Gene sets (geneset)

This module can load either gene sets distributed with Orange or custom gene sets in the GMT file format.

The available gene set collection can be listed with list_all.

collections loads gene sets. Gene sets provided with Orange are organized hierarchically. Although the GO hierarchy includes subsets, all of them can be loaded with (the organism here is a mouse):

orangecontrib.bio.geneset.collections((("GO",), "10090"))

To open multiple gene set collections at once, for example, KEGG and GO, try:

orangecontrib.bio.geneset.collections((("KEGG",), "10090"), (("GO",), "10090"))

You could also open a file with gene sets. The following line would open specific.gmt from the current working directory:

orangecontrib.bio.geneset.collections("specific.gmt")

The above examples combined:

orangecontrib.bio.geneset.collections((("KEGG",), "10090"), (("GO",), "10090"), "specific.gmt")

Furthermore, all gene sets for a specific organism can be opened with an empty hierarchy:

orangecontrib.bio.geneset.collections((tuple(), "10090"))

Loading gene sets

orangecontrib.bio.geneset.list_all(org=None, local=None)

Return gene sets available in the local and ServerFiles repositories. It returns a list of tuples of (hierarchy, organism, available_locally)

Results can be filtered with the following parameters.

Parameters:
  • org (str) – Organism tax id.
  • local (bool) – Available locally.
orangecontrib.bio.geneset.collections(*args)

Load gene sets from various sources: GMT file, GO, KEGG, and others.

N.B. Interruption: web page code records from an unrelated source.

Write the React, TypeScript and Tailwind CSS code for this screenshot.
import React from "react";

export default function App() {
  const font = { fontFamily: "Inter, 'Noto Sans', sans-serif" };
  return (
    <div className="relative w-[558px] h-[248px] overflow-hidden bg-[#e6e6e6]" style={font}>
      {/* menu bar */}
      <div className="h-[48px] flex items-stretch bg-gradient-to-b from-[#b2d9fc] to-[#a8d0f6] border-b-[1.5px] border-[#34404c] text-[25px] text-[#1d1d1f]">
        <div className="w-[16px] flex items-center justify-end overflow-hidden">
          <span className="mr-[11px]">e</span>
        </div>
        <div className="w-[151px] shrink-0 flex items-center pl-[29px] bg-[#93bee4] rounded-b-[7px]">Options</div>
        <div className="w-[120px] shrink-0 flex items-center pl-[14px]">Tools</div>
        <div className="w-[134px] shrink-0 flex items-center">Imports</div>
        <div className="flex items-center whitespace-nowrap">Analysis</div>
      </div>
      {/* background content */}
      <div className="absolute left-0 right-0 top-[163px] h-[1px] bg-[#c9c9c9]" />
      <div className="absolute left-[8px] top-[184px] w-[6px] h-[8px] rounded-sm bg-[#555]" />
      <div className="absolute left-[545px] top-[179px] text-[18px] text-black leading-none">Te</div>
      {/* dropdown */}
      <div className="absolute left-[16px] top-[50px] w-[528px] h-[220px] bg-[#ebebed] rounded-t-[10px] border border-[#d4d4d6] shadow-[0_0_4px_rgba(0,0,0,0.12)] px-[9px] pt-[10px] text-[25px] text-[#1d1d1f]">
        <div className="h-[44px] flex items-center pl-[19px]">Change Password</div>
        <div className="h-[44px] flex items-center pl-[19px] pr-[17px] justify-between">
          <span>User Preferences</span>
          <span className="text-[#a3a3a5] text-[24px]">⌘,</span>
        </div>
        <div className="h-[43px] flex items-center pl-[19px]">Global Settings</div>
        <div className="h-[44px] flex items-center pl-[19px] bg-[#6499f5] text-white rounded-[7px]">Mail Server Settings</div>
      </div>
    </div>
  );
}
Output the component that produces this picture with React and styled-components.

Return an instance of GeneSets.

Each arguments specifies a gene set and can be either:

  • a filename of a GMT file,
  • a tuple (hierarchy, organism) (for example (("KEGG",), "10090")), or
  • an instance of GeneSets

Supporting functionality

class orangecontrib.bio.geneset.GeneSets(input=None)

Bases: set

A collection of gene sets: contains GeneSet objects.

common_hierarchy()

Return a common hierarchy.

common_org()

Return a common organism.

hierarchies()

Return all hierarchies.

set_hierarchy(hierarchy)

Sets hierarchy for all gene sets.

split_by_hierarchy()

Split gene sets by hierarchies. Return a list of GeneSets objects.

to_odict()

Return gene sets in old dictionary format.

class orangecontrib.bio.geneset.GeneSet(genes=[], name=None, id=None, description=None, link=None, organism=None, hierarchy=None, pair=None)

A single set of genes.

cname(source=True, name=True)

Return a gene set name with hieararchy.

description = None

Gene set description.

genes = None

A set of genes. Genes are strings.

hierarchy = None

Hierarchy should be formated as a tuple, for example ("GO", "biological_process")

id = None

Short gene set ID.

Link to further information about this gene set.

name = None

Gene set name.

organism = None

Organism as a NCBI taxonomy ID.

to_odict(source=True, name=True)

For backward compatibility. Return a gene set as a tuple (id, list of genes).

orangecontrib.bio.geneset.register(genesets, serverFiles=None)

Registers given genesets locally. The gene set is registered by the common hierarchy or organism (None if organisms are different).

Parameters:
  • genesets (GeneSets) –
  • serverFiles – If serverFiles is an authenticated ServerFiles connection, the input gene sets are uploaded to the repository.